>> START Task input

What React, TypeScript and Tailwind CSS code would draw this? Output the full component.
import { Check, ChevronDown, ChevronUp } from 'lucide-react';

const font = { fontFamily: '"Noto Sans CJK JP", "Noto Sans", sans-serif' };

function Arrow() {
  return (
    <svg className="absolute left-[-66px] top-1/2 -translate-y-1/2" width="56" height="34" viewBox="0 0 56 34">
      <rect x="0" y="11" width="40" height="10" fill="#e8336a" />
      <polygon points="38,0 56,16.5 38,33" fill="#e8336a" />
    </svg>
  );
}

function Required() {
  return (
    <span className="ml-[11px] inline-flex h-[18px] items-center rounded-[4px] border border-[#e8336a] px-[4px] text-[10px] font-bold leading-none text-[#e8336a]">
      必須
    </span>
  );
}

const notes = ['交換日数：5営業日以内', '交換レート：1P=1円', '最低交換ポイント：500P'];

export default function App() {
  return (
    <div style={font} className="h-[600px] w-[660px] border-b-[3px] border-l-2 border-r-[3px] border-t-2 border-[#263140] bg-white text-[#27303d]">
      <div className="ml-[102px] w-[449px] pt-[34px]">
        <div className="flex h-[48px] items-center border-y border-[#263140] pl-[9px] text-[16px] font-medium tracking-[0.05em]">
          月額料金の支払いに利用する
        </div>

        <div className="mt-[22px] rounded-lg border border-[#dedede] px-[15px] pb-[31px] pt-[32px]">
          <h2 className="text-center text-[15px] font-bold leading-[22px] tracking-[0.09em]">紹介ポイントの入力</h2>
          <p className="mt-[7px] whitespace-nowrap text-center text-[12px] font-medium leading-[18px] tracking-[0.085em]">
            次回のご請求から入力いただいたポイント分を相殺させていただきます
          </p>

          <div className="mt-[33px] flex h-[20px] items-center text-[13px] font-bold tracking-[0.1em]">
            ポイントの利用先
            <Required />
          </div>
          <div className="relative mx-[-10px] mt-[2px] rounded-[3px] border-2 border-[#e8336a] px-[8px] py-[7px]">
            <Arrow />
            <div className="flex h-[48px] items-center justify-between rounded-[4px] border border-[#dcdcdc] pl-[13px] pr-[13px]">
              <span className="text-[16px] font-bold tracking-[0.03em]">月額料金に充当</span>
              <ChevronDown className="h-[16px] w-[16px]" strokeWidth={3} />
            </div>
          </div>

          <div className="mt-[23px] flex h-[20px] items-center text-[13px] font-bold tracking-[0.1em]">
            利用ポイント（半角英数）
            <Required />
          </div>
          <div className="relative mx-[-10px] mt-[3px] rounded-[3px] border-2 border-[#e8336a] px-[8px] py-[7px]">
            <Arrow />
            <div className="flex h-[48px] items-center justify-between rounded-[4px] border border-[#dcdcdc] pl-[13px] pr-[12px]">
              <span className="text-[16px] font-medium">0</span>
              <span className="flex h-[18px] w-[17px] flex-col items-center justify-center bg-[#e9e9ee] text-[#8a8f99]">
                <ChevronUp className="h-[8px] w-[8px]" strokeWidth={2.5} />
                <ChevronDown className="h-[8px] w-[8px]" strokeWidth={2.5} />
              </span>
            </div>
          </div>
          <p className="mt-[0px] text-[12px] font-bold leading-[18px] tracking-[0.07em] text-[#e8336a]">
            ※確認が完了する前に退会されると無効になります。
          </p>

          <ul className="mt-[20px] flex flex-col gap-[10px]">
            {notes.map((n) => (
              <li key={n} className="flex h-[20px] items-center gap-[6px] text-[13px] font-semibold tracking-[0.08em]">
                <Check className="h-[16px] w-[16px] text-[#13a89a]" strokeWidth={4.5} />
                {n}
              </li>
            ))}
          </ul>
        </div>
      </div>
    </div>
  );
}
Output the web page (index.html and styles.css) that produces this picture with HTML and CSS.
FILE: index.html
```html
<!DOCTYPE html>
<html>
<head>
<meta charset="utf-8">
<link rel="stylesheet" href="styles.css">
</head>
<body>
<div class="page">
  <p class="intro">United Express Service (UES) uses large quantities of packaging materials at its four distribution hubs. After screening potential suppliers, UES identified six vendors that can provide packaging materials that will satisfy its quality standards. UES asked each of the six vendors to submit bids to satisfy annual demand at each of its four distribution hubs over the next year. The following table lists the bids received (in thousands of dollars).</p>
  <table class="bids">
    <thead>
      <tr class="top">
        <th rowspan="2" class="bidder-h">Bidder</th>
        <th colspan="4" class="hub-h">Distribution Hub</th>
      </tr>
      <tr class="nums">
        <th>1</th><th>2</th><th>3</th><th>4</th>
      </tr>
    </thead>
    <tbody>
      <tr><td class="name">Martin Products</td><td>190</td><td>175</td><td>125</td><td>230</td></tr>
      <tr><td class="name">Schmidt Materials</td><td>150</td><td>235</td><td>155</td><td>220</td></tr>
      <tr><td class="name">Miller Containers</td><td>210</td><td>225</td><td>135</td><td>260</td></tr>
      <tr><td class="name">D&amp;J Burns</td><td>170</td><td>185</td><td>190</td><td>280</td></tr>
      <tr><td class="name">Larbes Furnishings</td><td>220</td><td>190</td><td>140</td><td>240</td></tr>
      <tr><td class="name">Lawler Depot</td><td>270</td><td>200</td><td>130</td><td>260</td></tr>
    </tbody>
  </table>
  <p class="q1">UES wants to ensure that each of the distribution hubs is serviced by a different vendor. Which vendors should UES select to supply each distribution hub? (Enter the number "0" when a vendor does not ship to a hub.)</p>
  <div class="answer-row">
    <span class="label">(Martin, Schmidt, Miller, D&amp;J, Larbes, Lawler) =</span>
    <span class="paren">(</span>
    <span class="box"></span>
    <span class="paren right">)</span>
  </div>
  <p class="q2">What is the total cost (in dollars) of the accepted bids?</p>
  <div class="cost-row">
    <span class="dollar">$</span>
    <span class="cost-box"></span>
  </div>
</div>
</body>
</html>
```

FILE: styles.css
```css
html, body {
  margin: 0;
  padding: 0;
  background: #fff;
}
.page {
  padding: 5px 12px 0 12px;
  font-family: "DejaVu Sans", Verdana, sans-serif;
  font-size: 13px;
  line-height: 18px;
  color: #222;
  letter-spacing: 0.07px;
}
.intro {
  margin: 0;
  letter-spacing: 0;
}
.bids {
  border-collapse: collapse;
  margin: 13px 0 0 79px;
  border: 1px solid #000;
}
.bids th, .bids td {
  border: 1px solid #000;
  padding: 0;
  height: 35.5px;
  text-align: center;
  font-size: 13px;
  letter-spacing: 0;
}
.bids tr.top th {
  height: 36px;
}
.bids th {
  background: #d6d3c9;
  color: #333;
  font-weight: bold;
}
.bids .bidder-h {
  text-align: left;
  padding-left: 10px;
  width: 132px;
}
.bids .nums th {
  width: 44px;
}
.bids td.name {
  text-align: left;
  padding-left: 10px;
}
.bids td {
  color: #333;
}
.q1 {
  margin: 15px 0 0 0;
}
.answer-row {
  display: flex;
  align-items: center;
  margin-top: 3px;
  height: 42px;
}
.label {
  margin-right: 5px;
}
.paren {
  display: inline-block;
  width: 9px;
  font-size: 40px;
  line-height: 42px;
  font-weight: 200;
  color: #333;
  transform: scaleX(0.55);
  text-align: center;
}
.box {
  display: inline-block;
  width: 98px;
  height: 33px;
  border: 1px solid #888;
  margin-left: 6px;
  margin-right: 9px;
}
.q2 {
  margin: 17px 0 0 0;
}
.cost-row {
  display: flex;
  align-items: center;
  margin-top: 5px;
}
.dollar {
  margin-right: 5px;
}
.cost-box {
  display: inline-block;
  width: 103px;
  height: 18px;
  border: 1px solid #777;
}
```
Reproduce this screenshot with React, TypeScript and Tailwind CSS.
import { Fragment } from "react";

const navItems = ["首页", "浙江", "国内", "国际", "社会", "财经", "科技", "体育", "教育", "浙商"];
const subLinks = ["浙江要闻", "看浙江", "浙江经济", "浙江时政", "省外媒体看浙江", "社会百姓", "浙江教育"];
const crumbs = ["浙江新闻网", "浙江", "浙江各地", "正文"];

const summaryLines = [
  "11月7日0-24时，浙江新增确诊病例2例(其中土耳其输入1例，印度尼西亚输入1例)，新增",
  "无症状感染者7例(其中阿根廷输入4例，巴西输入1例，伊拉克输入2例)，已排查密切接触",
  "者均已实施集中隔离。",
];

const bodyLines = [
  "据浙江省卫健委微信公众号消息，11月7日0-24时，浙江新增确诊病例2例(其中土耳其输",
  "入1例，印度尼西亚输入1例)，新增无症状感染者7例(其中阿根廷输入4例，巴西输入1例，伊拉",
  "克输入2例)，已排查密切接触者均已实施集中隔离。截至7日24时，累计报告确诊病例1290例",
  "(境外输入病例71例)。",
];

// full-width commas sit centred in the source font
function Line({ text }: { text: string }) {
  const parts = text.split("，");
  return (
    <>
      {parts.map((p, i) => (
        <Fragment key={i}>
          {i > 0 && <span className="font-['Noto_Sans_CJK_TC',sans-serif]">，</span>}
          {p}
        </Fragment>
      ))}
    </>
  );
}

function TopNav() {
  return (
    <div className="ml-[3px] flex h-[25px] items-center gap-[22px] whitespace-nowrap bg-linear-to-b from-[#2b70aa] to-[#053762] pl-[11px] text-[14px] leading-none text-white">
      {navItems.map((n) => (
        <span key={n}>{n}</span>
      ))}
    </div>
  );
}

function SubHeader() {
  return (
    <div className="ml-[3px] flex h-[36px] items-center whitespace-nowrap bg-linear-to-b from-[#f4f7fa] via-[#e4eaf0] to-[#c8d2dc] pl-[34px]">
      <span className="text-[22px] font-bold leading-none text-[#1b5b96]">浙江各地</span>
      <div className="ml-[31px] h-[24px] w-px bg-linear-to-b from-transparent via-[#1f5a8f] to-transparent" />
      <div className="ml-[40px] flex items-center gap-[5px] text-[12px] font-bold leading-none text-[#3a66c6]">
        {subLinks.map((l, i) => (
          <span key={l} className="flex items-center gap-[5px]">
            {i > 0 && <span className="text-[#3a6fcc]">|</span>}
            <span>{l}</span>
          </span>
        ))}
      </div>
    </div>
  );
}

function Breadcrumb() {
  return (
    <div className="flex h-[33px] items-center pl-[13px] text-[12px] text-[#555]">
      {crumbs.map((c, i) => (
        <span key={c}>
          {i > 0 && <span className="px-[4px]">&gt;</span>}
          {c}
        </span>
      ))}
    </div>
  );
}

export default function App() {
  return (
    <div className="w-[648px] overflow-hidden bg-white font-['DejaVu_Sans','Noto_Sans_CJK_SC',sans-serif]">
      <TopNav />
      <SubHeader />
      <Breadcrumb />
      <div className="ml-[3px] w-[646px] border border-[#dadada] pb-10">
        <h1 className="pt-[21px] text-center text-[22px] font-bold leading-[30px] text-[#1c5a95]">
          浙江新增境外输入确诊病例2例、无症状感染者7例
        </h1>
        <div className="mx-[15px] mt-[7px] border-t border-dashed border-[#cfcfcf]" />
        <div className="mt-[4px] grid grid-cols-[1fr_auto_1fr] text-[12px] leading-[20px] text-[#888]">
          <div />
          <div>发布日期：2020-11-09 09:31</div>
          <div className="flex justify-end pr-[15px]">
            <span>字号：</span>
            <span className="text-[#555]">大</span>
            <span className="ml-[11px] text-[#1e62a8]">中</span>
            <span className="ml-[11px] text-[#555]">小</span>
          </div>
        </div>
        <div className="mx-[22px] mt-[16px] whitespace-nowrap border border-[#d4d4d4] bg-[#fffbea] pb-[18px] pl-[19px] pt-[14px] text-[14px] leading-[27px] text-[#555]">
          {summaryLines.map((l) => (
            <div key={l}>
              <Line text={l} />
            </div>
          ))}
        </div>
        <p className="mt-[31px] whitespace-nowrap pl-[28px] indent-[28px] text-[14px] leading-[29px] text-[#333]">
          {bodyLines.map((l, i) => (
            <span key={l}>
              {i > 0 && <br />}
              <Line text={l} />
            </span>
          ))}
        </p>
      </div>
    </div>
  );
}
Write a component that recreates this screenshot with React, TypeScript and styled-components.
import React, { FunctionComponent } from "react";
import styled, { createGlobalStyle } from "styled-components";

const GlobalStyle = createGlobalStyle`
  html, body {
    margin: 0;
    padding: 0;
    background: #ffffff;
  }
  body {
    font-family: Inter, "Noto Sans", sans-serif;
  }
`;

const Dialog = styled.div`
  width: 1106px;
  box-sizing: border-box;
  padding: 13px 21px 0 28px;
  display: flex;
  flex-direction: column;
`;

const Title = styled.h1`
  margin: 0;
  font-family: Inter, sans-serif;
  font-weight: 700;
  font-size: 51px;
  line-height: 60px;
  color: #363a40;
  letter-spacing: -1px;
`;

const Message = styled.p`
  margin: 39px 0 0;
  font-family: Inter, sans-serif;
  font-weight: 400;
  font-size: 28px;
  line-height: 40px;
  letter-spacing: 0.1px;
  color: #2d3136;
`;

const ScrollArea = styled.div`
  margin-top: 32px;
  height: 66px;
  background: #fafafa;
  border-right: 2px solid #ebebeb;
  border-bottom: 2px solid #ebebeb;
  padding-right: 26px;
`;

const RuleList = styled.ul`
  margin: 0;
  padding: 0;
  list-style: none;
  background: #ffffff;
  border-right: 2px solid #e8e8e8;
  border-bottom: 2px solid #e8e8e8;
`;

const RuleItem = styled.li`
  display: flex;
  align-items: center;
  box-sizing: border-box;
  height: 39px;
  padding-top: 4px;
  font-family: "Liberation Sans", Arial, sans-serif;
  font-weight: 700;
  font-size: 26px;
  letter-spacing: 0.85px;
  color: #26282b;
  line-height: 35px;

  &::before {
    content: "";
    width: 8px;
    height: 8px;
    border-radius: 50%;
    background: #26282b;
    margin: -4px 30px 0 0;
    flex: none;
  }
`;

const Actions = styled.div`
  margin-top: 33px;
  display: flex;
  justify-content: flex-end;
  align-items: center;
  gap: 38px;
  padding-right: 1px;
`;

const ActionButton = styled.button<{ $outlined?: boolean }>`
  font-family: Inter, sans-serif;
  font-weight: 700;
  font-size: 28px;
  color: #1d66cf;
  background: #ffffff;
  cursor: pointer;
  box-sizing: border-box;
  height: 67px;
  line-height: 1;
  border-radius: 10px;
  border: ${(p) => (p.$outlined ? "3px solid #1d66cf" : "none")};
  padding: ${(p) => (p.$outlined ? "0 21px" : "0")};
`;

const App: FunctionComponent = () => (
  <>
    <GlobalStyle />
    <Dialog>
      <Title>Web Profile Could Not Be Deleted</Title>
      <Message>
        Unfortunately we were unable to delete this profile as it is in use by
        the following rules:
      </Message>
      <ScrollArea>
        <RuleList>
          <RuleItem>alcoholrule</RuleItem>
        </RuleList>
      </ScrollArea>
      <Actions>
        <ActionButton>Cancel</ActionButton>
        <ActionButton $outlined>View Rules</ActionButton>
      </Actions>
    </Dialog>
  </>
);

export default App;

>> END Task input

Required task | In this exercise, copy only the lines from the opening line of the material through the line where "const notes = ['交換日数：5営業日以内', '交換レート：1P=1円', '最低交換ポイント：500P'];" appears.

Result of this exercise |
What React, TypeScript and Tailwind CSS code would draw this? Output the full component.
import { Check, ChevronDown, ChevronUp } from 'lucide-react';

const font = { fontFamily: '"Noto Sans CJK JP", "Noto Sans", sans-serif' };

function Arrow() {
  return (
    <svg className="absolute left-[-66px] top-1/2 -translate-y-1/2" width="56" height="34" viewBox="0 0 56 34">
      <rect x="0" y="11" width="40" height="10" fill="#e8336a" />
      <polygon points="38,0 56,16.5 38,33" fill="#e8336a" />
    </svg>
  );
}

function Required() {
  return (
    <span className="ml-[11px] inline-flex h-[18px] items-center rounded-[4px] border border-[#e8336a] px-[4px] text-[10px] font-bold leading-none text-[#e8336a]">
      必須
    </span>
  );
}

const notes = ['交換日数：5営業日以内', '交換レート：1P=1円', '最低交換ポイント：500P'];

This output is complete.